_WORK TO COMPLETE_
Examine each line of the data. Copy those that contain the string "React".

_SOURCE DATA_
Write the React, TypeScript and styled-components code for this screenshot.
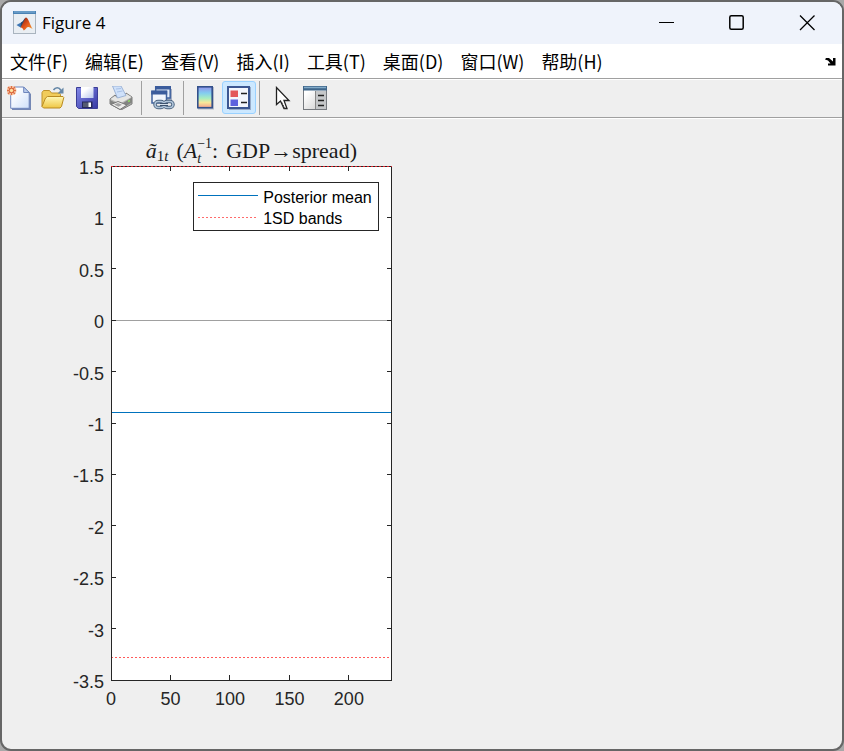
import React from "react";
import styled, { createGlobalStyle } from "styled-components";

const GlobalStyle = createGlobalStyle`
  *, *::before, *::after { box-sizing: border-box; }
  body { margin: 0; background: #a8a8a8; }
  button { font: inherit; color: inherit; }
`;

const Window = styled.main`
  display: flex;
  flex-direction: column;
  min-height: 100vh;
  border: 2px solid #666;
  border-radius: 11px;
  overflow: hidden;
  background: #efefef;
  color: #000;
  font-family: "Noto Sans", "Noto Sans CJK SC", sans-serif;
`;

const TitleBar = styled.header`
  display: flex;
  align-items: center;
  height: 42px;
  padding-left: 11px;
  gap: 5px;
  background: #eff3fb;
`;

const WindowTitle = styled.h1`
  flex: 1;
  margin: 0;
  font-family: "Open Sans", "Noto Sans", sans-serif;
  font-size: 17px;
  font-weight: 400;
  line-height: 24px;
`;

const WindowControls = styled.div`
  display: flex;
  height: 100%;
`;

const ControlButton = styled.button`
  display: grid;
  place-items: center;
  width: 70px;
  padding: 0;
  border: 0;
  background: transparent;
`;

const MenuBar = styled.nav`
  display: flex;
  align-items: center;
  gap: 17px;
  height: 34px;
  padding: 0 6px 0 8px;
  background: #fff;
  font-family: "Noto Sans CJK SC", sans-serif;
  font-size: 18px;
  line-height: 26px;
`;

const MenuButton = styled.button`
  padding: 0;
  border: 0;
  background: transparent;
  white-space: nowrap;
`;

const DockButton = styled(MenuButton)`
  display: flex;
  margin-left: auto;
`;

const ToolBar = styled.div`
  display: flex;
  align-items: flex-start;
  height: 41px;
  padding-top: 1px;
  border-top: 1px solid #a0a0a0;
  border-bottom: 1px solid #fff;
  box-shadow: inset 0 1px #fff, inset 0 -1px #a0a0a0;
`;

const ToolButton = styled.button<{ $active?: boolean }>`
  display: grid;
  place-items: center;
  flex: none;
  width: 34px;
  height: 33px;
  margin-top: 1px;
  padding: 0;
  border: 1px solid ${(p) => (p.$active ? "#99d1ff" : "transparent")};
  border-radius: 3px;
  background: ${(p) => (p.$active ? "#cce8ff" : "transparent")};
`;

const Separator = styled.span`
  width: 1px;
  height: 34px;
  margin: 1px 4px 0 3px;
  background: #a0a0a0;
`;

const Canvas = styled.section`
  display: flex;
  flex: 1;
  flex-direction: column;
  padding: 16px 0 69px 109px;
`;

const Axes = styled.figure`
  display: flex;
  flex: 1;
  flex-direction: column;
  width: 38.4%;
  min-width: 240px;
  margin: 0;
`;

const PlotTitle = styled.figcaption`
  display: flex;
  justify-content: center;
  align-items: baseline;
  height: 31px;
  color: #1a1a1a;
  font-family: "Liberation Serif", serif;
  font-size: 22px;
  line-height: 31px;
  white-space: nowrap;
`;

const Sub = styled.sub`
  font-size: 15px;
  line-height: 1;
  vertical-align: -3px;
`;

const Scripts = styled.span`
  display: inline-grid;
  align-self: center;
  font-size: 14px;
  line-height: 15px;
`;

const Gap = styled.span`
  width: 8px;
`;

const PlotArea = styled.div`
  position: relative;
  flex: 1;
  min-height: 240px;
`;

const PlotSvg = styled.svg`
  position: absolute;
  inset: 0;
  width: 100%;
  height: 100%;
  overflow: visible;
  shape-rendering: crispEdges;
  font-family: "Liberation Sans", sans-serif;
  font-size: 18px;
  fill: #262626;
`;

const Legend = styled.ul`
  position: absolute;
  top: 16px;
  right: 13px;
  display: flex;
  flex-direction: column;
  margin: 0;
  padding: 4px 6px 1px 4px;
  list-style: none;
  border: 1px solid #262626;
  background: #fff;
  color: #000;
  font-family: "Liberation Sans", sans-serif;
  font-size: 16px;
  line-height: 21px;
`;

const LegendItem = styled.li`
  display: flex;
  gap: 5px;
  height: 21px;
  white-space: nowrap;
`;

const X_MAX = 236;
const xPos = (v: number) => `${(v / X_MAX) * 100}%`;
const yPos = (v: number) => `${((1.5 - v) / 5) * 100}%`;
const X_TICKS = [0, 50, 100, 150, 200];
const Y_TICKS = [1.5, 1, 0.5, 0, -0.5, -1, -1.5, -2, -2.5, -3, -3.5];
const MENUS = ["文件(F)", "编辑(E)", "查看(V)", "插入(I)", "工具(T)", "桌面(D)", "窗口(W)", "帮助(H)"];

function Icon({ children }: { children: React.ReactNode }) {
  return (
    <svg width="24" height="24" viewBox="0 0 24 24" aria-hidden="true">
      {children}
    </svg>
  );
}

const MatlabIcon = () => (
  <Icon>
    <defs>
      <linearGradient id="peak" x1="0" y1="0" x2="1" y2="1">
        <stop offset="0" stopColor="#7c1c12" />
        <stop offset=".5" stopColor="#e0521b" />
        <stop offset="1" stopColor="#f6a02c" />
      </linearGradient>
    </defs>
    <rect x=".5" y=".5" width="22" height="22" fill="#e9eef3" stroke="#a9b4bf" />
    <path d="M0 0h23v3H0z" fill="#4a82b4" />
    <path d="M1 1h21" stroke="#86b4da" />
    <path d="M3.500 14 8 11.400l2.600.5-3 4.600-1.700-1z" fill="#3d76b4" />
    <path d="M8 11.400c2-.6 3.400-4.600 4.900-4.700L10.600 14l-3 2.500z" fill="#29486f" />
    <path d="M12.900 6.500c-1.300 1-2.700 5.600-5.300 10 1.500-.1 2.200 1.200 3.200 3 1.600-.6 2.500-3.200 4.200-3.500 1.700-.2 2.700.8 4.700 2.200-2.400-3.200-4.400-12.200-6.800-11.700z" fill="url(#peak)" />
  </Icon>
);

const NewIcon = () => (
  <Icon>
    <defs>
      <linearGradient id="paper" x1="0" y1="0" x2="1" y2="1">
        <stop offset=".2" stopColor="#fff" />
        <stop offset="1" stopColor="#cfe0fa" />
      </linearGradient>
    </defs>
    <path d="M5 2h13l6 6v16H5z" fill="#7487b4" />
    <path d="M3.700 1h13l5.500 5.500v15.800H3.700z" fill="url(#paper)" stroke="#6e86bd" />
    <path d="M16.700 1v5.500h5.500z" fill="#b9cbea" stroke="#6e86bd" />
    <circle cx="4.500" cy="4.500" r="5" fill="#f8c9ab" />
    <path d="M4.500 0v9M0 4.500h9M1 1l7 7M8 1 1 8" stroke="#de7045" strokeWidth="1.300" />
    <circle cx="4.500" cy="4.500" r="2.200" fill="#ffe3a1" stroke="#d85c35" />
  </Icon>
);

const OpenIcon = () => (
  <Icon>
    <defs>
      <linearGradient id="folder" x1="0" y1="0" x2="0" y2="1">
        <stop offset="0" stopColor="#fff8b4" />
        <stop offset="1" stopColor="#efc644" />
      </linearGradient>
    </defs>
    <path d="M1 20.500V6.500l1.500-2h6l2 2.500h8l1 1.500v4" fill="#f1cc5a" stroke="#bf922a" />
    <path d="M1 20.500 4.500 12l2-1.500h15.500l.8 1-2.300 9-1.500 1.500H2.500z" fill="url(#folder)" stroke="#b98a20" />
    <path d="M12.500 4c2-3 5.500-3.200 7.500.5" fill="none" stroke="#6688a8" strokeWidth="1.700" />
    <path d="M22.500 1.500v6h-6z" fill="#6688a8" />
  </Icon>
);

const SaveIcon = () => (
  <Icon>
    <defs>
      <linearGradient id="disk" x1="0" y1="0" x2="1" y2="1">
        <stop offset="0" stopColor="#8389e8" />
        <stop offset="1" stopColor="#3638a4" />
      </linearGradient>
      <linearGradient id="diskLabel" x1="0" y1="0" x2="1" y2="1">
        <stop offset=".3" stopColor="#fff" />
        <stop offset="1" stopColor="#b8c6ec" />
      </linearGradient>
    </defs>
    <path d="M1.500 1.500h21v21h-19l-2-2z" fill="url(#disk)" stroke="#3b3d96" />
    <path d="M6 1h12.500v11H6z" fill="url(#diskLabel)" />
    <path d="M7 15.500h10.500V22H7z" fill="#26285c" />
    <path d="M8 16.500h6V21H8z" fill="#555a72" />
    <path d="M13.500 16.500H16V21h-2.500z" fill="#fff" />
  </Icon>
);

const PrintIcon = () => (
  <Icon>
    <path d="m1 13 5-4 2 2 8-2 1-2 6 4v7l-11 6L1 18z" fill="#b4b4b2" stroke="#7c7c7c" />
    <path d="m1.500 13 9.500 4.500 11.500-6.500-5-3-9.500 4-2-2z" fill="#e6e6e4" />
    <path d="M3.500 0h8.500l5 9.500-8.500 2.500z" fill="#cfe1fa" stroke="#9db4d6" />
    <path d="m7 3 5-.5M8 6l5.500-1" stroke="#a9c1e6" />
    <path d="m1 14 10 5 12-7.500v5L12 23 1 18z" fill="#838482" />
    <path d="m2 18.500 7-3 9 3.500-7 4.500z" fill="#eeeeec" stroke="#777" />
    <path d="m5 18.500 4-1.500 4 1.700-3.500 2z" fill="#a4a4a4" />
    <path d="m19 15.500 2-1" stroke="#8fdc62" strokeWidth="1.500" />
  </Icon>
);

const LinkIcon = () => (
  <Icon>
    <path d="M6 3h15v11H6z" fill="#7584a5" opacity=".6" />
    <rect x="4.700" y="1" width="14.500" height="11" fill="#e4ecf8" stroke="#41639f" strokeWidth="1.500" />
    <path d="M4 0h16v3.500H4z" fill="#3b5c9c" />
    <rect x="1" y="5.500" width="14.500" height="11.500" fill="#f1f5fc" stroke="#41639f" strokeWidth="1.500" />
    <path d="M.2 4.500h16v4H.2z" fill="#3b5c9c" />
    <rect x="4" y="15.500" width="9" height="6" rx="3" fill="none" stroke="#4c6480" strokeWidth="3.500" />
    <rect x="13" y="15.500" width="9" height="6" rx="3" fill="none" stroke="#4c6480" strokeWidth="3.500" />
    <rect x="4" y="15.500" width="9" height="6" rx="3" fill="none" stroke="#b0c5da" strokeWidth="1.500" />
    <rect x="13" y="15.500" width="9" height="6" rx="3" fill="none" stroke="#b0c5da" strokeWidth="1.500" />
    <path d="M9 18.500h8" stroke="#3e536e" strokeWidth="3" />
    <path d="M9 18.500h8" stroke="#d5e1ec" />
  </Icon>
);

const ColorbarIcon = () => (
  <Icon>
    <defs>
      <linearGradient id="spectrum" x1="0" y1="0" x2="0" y2="1">
        <stop offset="0" stopColor="#9290ea" />
        <stop offset=".3" stopColor="#83cdf0" />
        <stop offset=".55" stopColor="#a8edc0" />
        <stop offset=".75" stopColor="#f6e89a" />
        <stop offset="1" stopColor="#f6a08c" />
      </linearGradient>
    </defs>
    <path d="M5 1h16v22.500H5z" fill="#8e96ac" opacity=".6" />
    <rect x="4.800" y=".8" width="14.400" height="20.900" fill="url(#spectrum)" stroke="#33508a" strokeWidth="1.600" />
  </Icon>
);

const LegendIcon = () => (
  <Icon>
    <path d="M2 1h22v23H2z" fill="#7584a5" opacity=".6" />
    <rect x="1" y="1" width="21" height="21" fill="#f4f7fd" stroke="#3c5792" strokeWidth="2" />
    <path d="M3.500 4.500H11V11H3.500z" fill="#e3585b" />
    <path d="M3.500 13.500H11V20H3.500z" fill="#5e62de" />
    <path d="M14 7.500h6M14 16.500h6" stroke="#222" strokeWidth="1.600" />
  </Icon>
);

const PointerIcon = () => (
  <Icon>
    <path d="M7.500 1.500v17l4-3.500 3.500 7.500h3L15 14.500h5z" fill="#fff" stroke="#222" strokeWidth="1.300" />
    <path d="m12.500 16 3.500 7" stroke="#333" strokeDasharray="2 1" />
  </Icon>
);

const InspectorIcon = () => (
  <Icon>
    <defs>
      <linearGradient id="panel" x1="0" y1="0" x2="1" y2="1">
        <stop offset=".2" stopColor="#fff" />
        <stop offset="1" stopColor="#c8c8c8" />
      </linearGradient>
    </defs>
    <rect x=".5" y=".5" width="23" height="23" fill="url(#panel)" stroke="#75797e" />
    <path d="M0 0h24v4.500H0z" fill="#3f668a" />
    <path d="M1 1.500h22" stroke="#82abc9" strokeWidth="1.500" />
    <path d="M13 5h10v18H13z" fill="#c5c7c9" />
    <path d="M12.500 5v18" stroke="#888" />
    <path d="M15 9.500h6M15 14.500h6M15 19.500h6" stroke="#222" strokeWidth="1.500" />
  </Icon>
);

function Plot() {
  return (
    <PlotArea>
      <PlotSvg role="img" aria-label="Posterior mean with one standard deviation bands">
        <rect width="100%" height="100%" fill="#fff" />
        <line x1="0" x2="100%" y1={yPos(0)} y2={yPos(0)} stroke="#a0a0a0" />
        <line x1="0" x2="100%" y1={yPos(-0.893)} y2={yPos(-0.893)} stroke="#0072bd" />
        <line x1="0" x2="100%" y1={yPos(-3.28)} y2={yPos(-3.28)} stroke="#ff5a5a" strokeDasharray="2 2" />
        <rect width="100%" height="100%" fill="none" stroke="#262626" />
        <line x1="0" x2="100%" y1="0" y2="0" stroke="#e0202a" strokeDasharray="2 2" />
        {X_TICKS.map((t) => (
          <g key={t}>
            {t > 0 && (
              <>
                <svg x={xPos(t)} y="100%" overflow="visible"><path d="M0 0v-5" stroke="#262626" /></svg>
                <svg x={xPos(t)} y="0" overflow="visible"><path d="M0 0v5" stroke="#262626" /></svg>
              </>
            )}
            <text x={xPos(t)} y="100%" dy="25" textAnchor="middle">{t}</text>
          </g>
        ))}
        {Y_TICKS.map((t) => (
          <g key={t}>
            {Math.abs(t + 1) < 2.5 && (
              <>
                <svg x="0" y={yPos(t)} overflow="visible"><path d="M0 0h5" stroke="#262626" /></svg>
                <svg x="100%" y={yPos(t)} overflow="visible"><path d="M0 0h-5" stroke="#262626" /></svg>
              </>
            )}
            <text x="0" y={yPos(t)} dx="-7" dy="8" textAnchor="end">{t}</text>
          </g>
        ))}
      </PlotSvg>
      <Legend>
        <LegendItem>
          <svg width="60" height="20" aria-hidden="true"><path d="M0 8.500h60" stroke="#0072bd" /></svg>
          Posterior mean
        </LegendItem>
        <LegendItem>
          <svg width="60" height="20" aria-hidden="true"><path d="M0 9.500h58" stroke="#ff6b6b" strokeDasharray="2 2" /></svg>
          1SD bands
        </LegendItem>
      </Legend>
    </PlotArea>
  );
}

export default function App() {
  return (
    <>
      <GlobalStyle />
      <Window>
        <TitleBar>
          <MatlabIcon />
          <WindowTitle>Figure 4</WindowTitle>
          <WindowControls>
            <ControlButton aria-label="Minimize">
              <svg width="16" height="16"><path d="M0 7.500h15" stroke="#000" /></svg>
            </ControlButton>
            <ControlButton aria-label="Maximize">
              <svg width="16" height="16"><rect x=".8" y=".8" width="13.400" height="13.400" rx="1.500" fill="none" stroke="#000" strokeWidth="1.500" /></svg>
            </ControlButton>
            <ControlButton aria-label="Close">
              <svg width="16" height="16"><path d="M1 .5 15.500 15M15.500.5 1 15" stroke="#000" strokeWidth="1.300" /></svg>
            </ControlButton>
          </WindowControls>
        </TitleBar>
        <MenuBar>
          {MENUS.map((m) => <MenuButton key={m}>{m}</MenuButton>)}
          <DockButton aria-label="Dock figure">
            <svg width="11" height="9"><path d="M0 2.500 1 1h3l4 3.500V1h2.500v7.500H3V6.500h2.500L3 3.500z" fill="#000" /></svg>
          </DockButton>
        </MenuBar>
        <ToolBar role="toolbar">
          <ToolButton aria-label="New figure"><NewIcon /></ToolButton>
          <ToolButton aria-label="Open file"><OpenIcon /></ToolButton>
          <ToolButton aria-label="Save figure"><SaveIcon /></ToolButton>
          <ToolButton aria-label="Print figure"><PrintIcon /></ToolButton>
          <Separator />
          <ToolButton aria-label="Link plot"><LinkIcon /></ToolButton>
          <Separator />
          <ToolButton aria-label="Insert colorbar"><ColorbarIcon /></ToolButton>
          <ToolButton aria-label="Insert legend" aria-pressed="true" $active><LegendIcon /></ToolButton>
          <Separator />
          <ToolButton aria-label="Edit plot"><PointerIcon /></ToolButton>
          <ToolButton aria-label="Open property inspector"><InspectorIcon /></ToolButton>
        </ToolBar>
        <Canvas>
          <Axes>
            <PlotTitle>
              <span><i>ã</i><Sub>1<i>t</i></Sub></span>
              <Gap />
              <span>(<i>A</i></span>
              <Scripts><span>−1</span><i>t</i></Scripts>
              <span>:</span>
              <Gap />
              <span>GDP→spread)</span>
            </PlotTitle>
            <Plot />
          </Axes>
        </Canvas>
      </Window>
    </>
  );
}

_OUTPUT BELOW_
Write the React, TypeScript and styled-components code for this screenshot.
import React from "react";
function Icon({ children }: { children: React.ReactNode }) {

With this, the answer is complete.